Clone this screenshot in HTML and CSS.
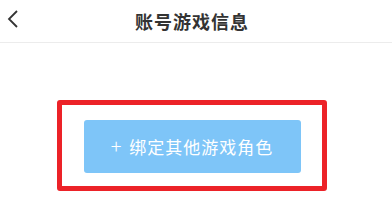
FILE: index.html
```html
<!DOCTYPE html>
<html>
	<head>
		<meta charset="utf-8">
		<title>账号游戏信息</title>
		<link rel="stylesheet" href="styles.css">
	</head>
	<body>
		<div class="header">
			<span class="back">
				<svg width="14" height="20" viewBox="0 0 14 20"><polyline points="10,2 2,10 10,18" fill="none" stroke="#333" stroke-width="1.8"/></svg>
			</span>
			<h1 class="title">账号游戏信息</h1>
		</div>
		<div class="main">
			<div class="mark">
				<a class="bind-btn"><span class="plus">+</span>绑定其他游戏角色</a>
			</div>
		</div>
	</body>
</html>
```

FILE: styles.css
```css
*{margin: 0; padding: 0; box-sizing: border-box;}
body{background: #fff; font-family: "Noto Sans CJK SC", "Noto Sans", sans-serif; width: 392px; height: 212px; overflow: hidden;}
.header{position: relative; height: 43px; border-bottom: 1px solid #ececec; display: flex; align-items: center; justify-content: center; padding-right: 8px;}
.back{position: absolute; left: 7px; top: 9px;}
.back svg{display: block;}
.title{font-size: 18px; font-weight: bold; color: #333; letter-spacing: 1px;}
.main{display: flex; justify-content: center; padding-top: 57px; padding-right: 8px;}
.mark{width: 270px; height: 91px; border: 5px solid #ec2228; border-radius: 3px; display: flex; align-items: center; justify-content: center;}
.bind-btn{display: flex; align-items: center; justify-content: center; width: 217px; height: 53px; margin-top: 2px; background: #7ec5f8; border-radius: 3px; color: #fff; font-size: 17px; letter-spacing: 1px;}
.plus{font-size: 20px; font-weight: 300; margin-right: 7px; margin-top: -2px;}
```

————————

**TASK REQUIREMENTS**
Retype everything in the material word for word, minus pictures.

**COMPLETE OUTPUT**
Clone this screenshot in HTML and CSS.
FILE: index.html
```html
<!DOCTYPE html>
<html>
	<head>
		<meta charset="utf-8">
		<title>账号游戏信息</title>
		<link rel="stylesheet" href="styles.css">
	</head>
	<body>
		<div class="header">
			<span class="back">
				<svg width="14" height="20" viewBox="0 0 14 20"><polyline points="10,2 2,10 10,18" fill="none" stroke="#333" stroke-width="1.8"/></svg>
			</span>
			<h1 class="title">账号游戏信息</h1>
		</div>
		<div class="main">
			<div class="mark">
				<a class="bind-btn"><span class="plus">+</span>绑定其他游戏角色</a>
			</div>
		</div>
	</body>
</html>
```

FILE: styles.css
```css
*{margin: 0; padding: 0; box-sizing: border-box;}
body{background: #fff; font-family: "Noto Sans CJK SC", "Noto Sans", sans-serif; width: 392px; height: 212px; overflow: hidden;}
.header{position: relative; height: 43px; border-bottom: 1px solid #ececec; display: flex; align-items: center; justify-content: center; padding-right: 8px;}
.back{position: absolute; left: 7px; top: 9px;}
.back svg{display: block;}
.title{font-size: 18px; font-weight: bold; color: #333; letter-spacing: 1px;}
.main{display: flex; justify-content: center; padding-top: 57px; padding-right: 8px;}
.mark{width: 270px; height: 91px; border: 5px solid #ec2228; border-radius: 3px; display: flex; align-items: center; justify-content: center;}
.bind-btn{display: flex; align-items: center; justify-content: center; width: 217px; height: 53px; margin-top: 2px; background: #7ec5f8; border-radius: 3px; color: #fff; font-size: 17px; letter-spacing: 1px;}
.plus{font-size: 20px; font-weight: 300; margin-right: 7px; margin-top: -2px;}
```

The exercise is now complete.